Question

The hydrogen atom can absorb light of wavelength \(1094 \mathrm{~nm}\). (a) In what region of the electromagnetic spectrum is this absorption found? (b) Determine the initial and final values of \(n\) associated with this absorption.

Short answer

The absorption of light with a wavelength of 1094 nm occurs in the infrared region of the electromagnetic spectrum. Using the Rydberg formula and testing integer values for the initial and final principal quantum numbers \(n_1\) and \(n_2\), we find that the initial value is \(n_1 = 1\) and the final value is \(n_2 = 3\).

Step-by-step solution

Identify the region in the electromagnetic spectrum

Look up the wavelength intervals for each region of the spectrum to see where 1094 nm falls.

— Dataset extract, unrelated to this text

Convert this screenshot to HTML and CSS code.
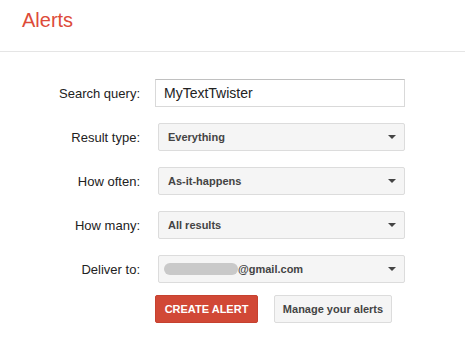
FILE: index.html
```html
<!DOCTYPE html>
<html lang="en">
<head>
    <meta charset="UTF-8">
    <title>Alerts</title>
    <link rel="stylesheet" href="styles.css">
</head>
<body>
    <header class="top-bar">
        <h1>Alerts</h1>
    </header>
    <main class="alert-form">
        <div class="form-row first">
            <label class="form-label">Search query:</label>
            <input class="text-input" type="text" value="MyTextTwister">
        </div>
        <div class="form-row">
            <label class="form-label">Result type:</label>
            <div class="select-box"><span>Everything</span><i class="caret"></i></div>
        </div>
        <div class="form-row">
            <label class="form-label">How often:</label>
            <div class="select-box"><span>As-it-happens</span><i class="caret"></i></div>
        </div>
        <div class="form-row">
            <label class="form-label">How many:</label>
            <div class="select-box"><span>All results</span><i class="caret"></i></div>
        </div>
        <div class="form-row">
            <label class="form-label">Deliver to:</label>
            <div class="select-box"><span><b class="hidden-name"></b>@gmail.com</span><i class="caret"></i></div>
        </div>
        <div class="form-row buttons">
            <span class="form-label"></span>
            <button class="btn btn-red">CREATE ALERT</button>
            <button class="btn btn-grey">Manage your alerts</button>
        </div>
    </main>
</body>
</html>
```

FILE: styles.css
```css
body {
    margin: 0;
    font-family: Arial, "Liberation Sans", sans-serif;
    background-color: #fff;
    color: #222;
}
.top-bar {
    height: 52px;
    border-bottom: 1px solid #e5e5e5;
    box-sizing: border-box;
    padding: 9px 0 0 22px;
}
.top-bar h1 {
    margin: 0;
    font-size: 20px;
    font-weight: normal;
    color: #dd4b39;
}
.alert-form {
    display: flex;
    flex-direction: column;
}
.form-row {
    display: flex;
    align-items: center;
    height: 28px;
    margin-top: 16px;
}
.form-row.first {
    margin-top: 27px;
}
.form-row.buttons {
    margin-top: 12px;
}
.form-label {
    width: 140px;
    margin-right: 15px;
    text-align: right;
    font-size: 13px;
    color: #222;
}
.text-input {
    width: 250px;
    height: 28px;
    box-sizing: border-box;
    border: 1px solid #d9d9d9;
    border-top-color: #c0c0c0;
    padding: 0 8px;
    font-family: Arial, "Liberation Sans", sans-serif;
    font-size: 14px;
    color: #222;
    outline: none;
}
.select-box {
    width: 247px;
    height: 28px;
    margin-left: 3px;
    box-sizing: border-box;
    border: 1px solid #dcdcdc;
    border-radius: 2px;
    background-color: #f5f5f5;
    display: flex;
    align-items: center;
    justify-content: space-between;
    padding: 0 8px 0 9px;
    font-size: 11px;
    font-weight: bold;
    color: #444;
}
.select-box span {
    display: flex;
    align-items: center;
}
.hidden-name {
    display: inline-block;
    width: 74px;
    height: 12px;
    border-radius: 6px;
    background-color: #c9c9c9;
    margin-left: -4px;
}
.caret {
    width: 0;
    height: 0;
    border-left: 4px solid transparent;
    border-right: 4px solid transparent;
    border-top: 4px solid #444;
}
.btn {
    height: 28px;
    box-sizing: border-box;
    border-radius: 2px;
    font-family: Arial, "Liberation Sans", sans-serif;
    font-size: 11px;
    font-weight: bold;
    cursor: pointer;
}
.btn-red {
    width: 103px;
    background-color: #d14836;
    border: 1px solid #c6412f;
    color: #fff;
}
.btn-grey {
    width: 118px;
    margin-left: 16px;
    background-color: #f5f5f5;
    border: 1px solid #dcdcdc;
    color: #444;
}
```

The electromagnetic spectrum can be divided into these regions: 1. Radio waves: greater than 1 mm 2. Microwaves: 1 mm - 100 µm 3. Infrared: 100 µm - 750 nm 4. Visible light: 750 nm - 400 nm 5. Ultraviolet: 400 nm - 10 nm 6. X-rays: 10 nm - 0.1 nm 7. Gamma rays: less than 0.1 nm 1094 nm falls within the range of infrared light, so this absorption occurs in the infrared region of the spectrum.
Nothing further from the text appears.